- Genre: Drama
- Created by: Steve McQueen
- Written by: Steve McQueen; Courttia Newland; Alastair Siddons;
- Directed by: Steve McQueen
- Composer: Mica Levi
- Country of origin: United Kingdom
- Original language: English
- No. of series: 1
- No. of episodes: 5 (list of episodes)

Production
- Executive producers: Steve McQueen; Tracey Scoffield; David Tanner; Lucy Richer; Rose Garnett;
- Producers: Anita Overland; Mike Elliot;
- Cinematography: Shabier Kirchner
- Editors: Chris Dickens; Steve McQueen;
- Running time: 405 minutes
- Production companies: Turbine Studios; EMU Films; BBC; Amazon Studios;

Original release
- Network: BBC One
- Release: 15 November – 13 December 2020

= Small Axe (anthology) =

2020 British anthology film series by Steve McQueen

Small Axe is a British anthology film series, created and directed by Steve McQueen. The anthology consists of five films that tell distinct stories about the lives of West Indian immigrants in London from the 1960s to the 1980s. Two episodes of the series were selected into the 2020 Cannes Film Festival. The series premiered on 15 November 2020 on BBC One in the United Kingdom and on 20 November 2020 on Amazon Prime Video in the United States. The title references a proverb – "Small axe fall big tree" or "If you are the big tree, we are the small axe" – that was popularised by Bob Marley in his 1973 song "Small Axe".

==Films==

Episode: Title; Director; Screenwriters; UK release date; US release date; Runtime
1: Mangrove; Steve McQueen; McQueen and Alastair Siddons; 15 November 2020; 20 November 2020; 128 min.
2: Lovers Rock; McQueen and Courttia Newland; 22 November 2020; 27 November 2020; 68 min.
3: Red, White, and Blue; 29 November 2020; 4 December 2020; 80 min.
4: Alex Wheatle; McQueen and Alastair Siddons; 6 December 2020; 11 December 2020; 66 min.
5: Education; 13 December 2020; 18 December 2020; 63 min.

==Production==
===Development===
It has been reported that Steve McQueen began working on the idea for Small Axe in 2010, and that some form of the series was in development since 2012. While the series was initially conceived as a conventional television series with a serialized story, McQueen realized during development that he had sufficient material to make several distinct films. In January 2014, it was announced that he would write and direct an untitled television series for either BBC One or BBC Two about the experience of black people in Britain. In August 2015, it was announced that the series would air on BBC One. In June 2019, Amazon Prime Video was announced to be distributing the series in the United States, with Amazon Studios co-producing. The screenwriters include the British-Caribbean novelist Courttia Newland (author of The Gospel According to Cane, 2013) and Alastair Siddons.

===Casting===
In June 2019, it was announced that Letitia Wright, John Boyega, Malachi Kirby, Shaun Parkes, Rochenda Sandall, Alex Jennings, and Jack Lowden had joined the cast of the series. In January 2020, Micheal Ward joined the cast of the series.

==Release==
Lovers Rock had its world premiere as the opener of the 58th New York Film Festival on 17 September 2020. Mangrove had its world premiere at the festival on 25 September, and Red, White, and Blue on 3 October. Mangrove also opened the 64th BFI London Film Festival on 7 October 2020; Lovers Rock screened at the same festival on 18 October.

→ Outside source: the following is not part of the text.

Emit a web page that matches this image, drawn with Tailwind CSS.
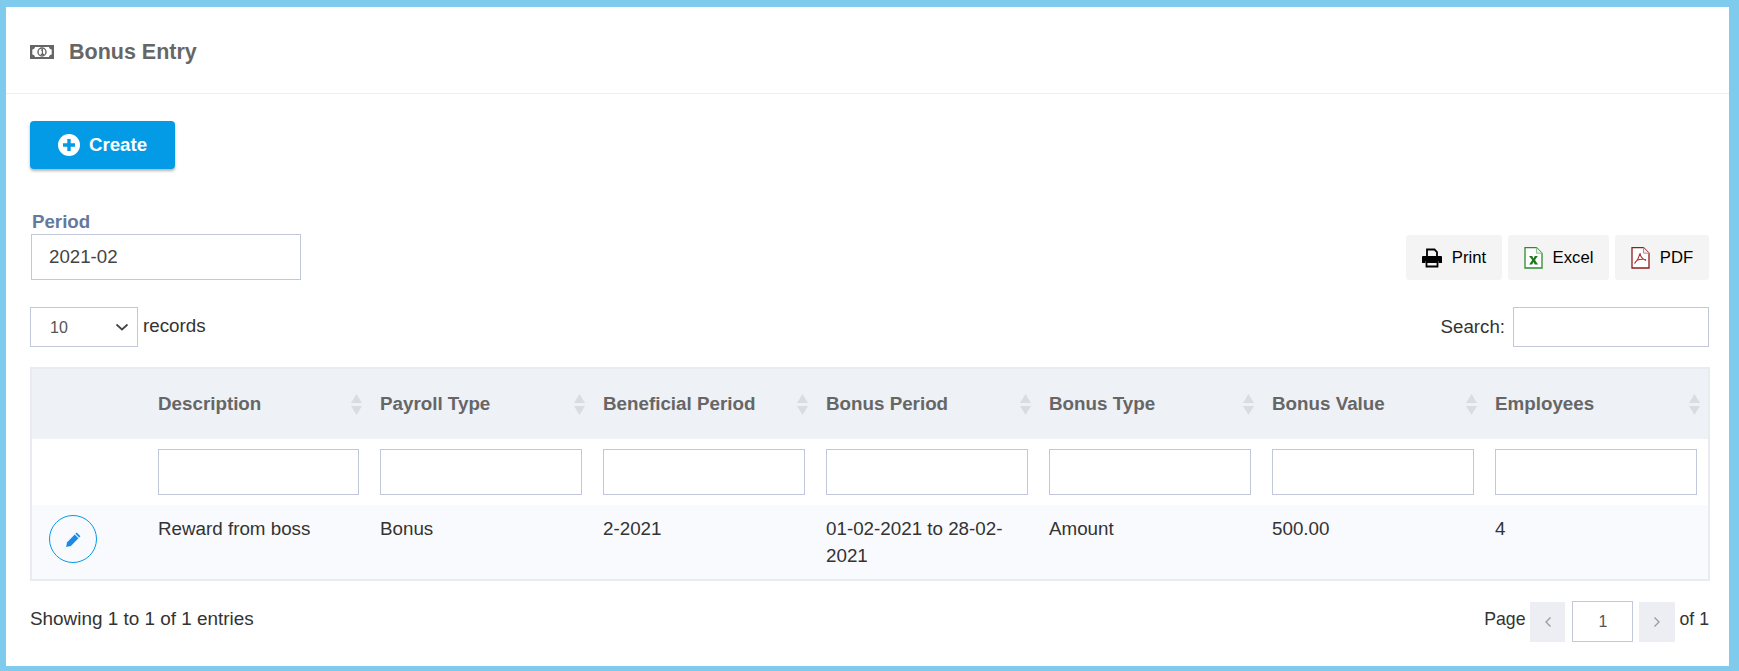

The series premiered in the UK on BBC One on 15 November 2020 and in the United States on Amazon Prime Video on 20 November 2020, with one episode released per week on both platforms.

The series received a Blu-ray release by The Criterion Collection on 25 April 2023. The release includes the five films, plus interviews and conversations with director Steve McQueen and various cast and crew members, the 2021 documentary Uprising (co-directed by McQueen and James Rogan), trailers, and an essay by Ashley Clark.

==Reception==
===Critical response===
Critical press reviews of each individual film were positive. All five films received approval ratings of at least 95% on the review aggregator website Rotten Tomatoes, while Metacritic assigned four of the five a score indicating "universal acclaim".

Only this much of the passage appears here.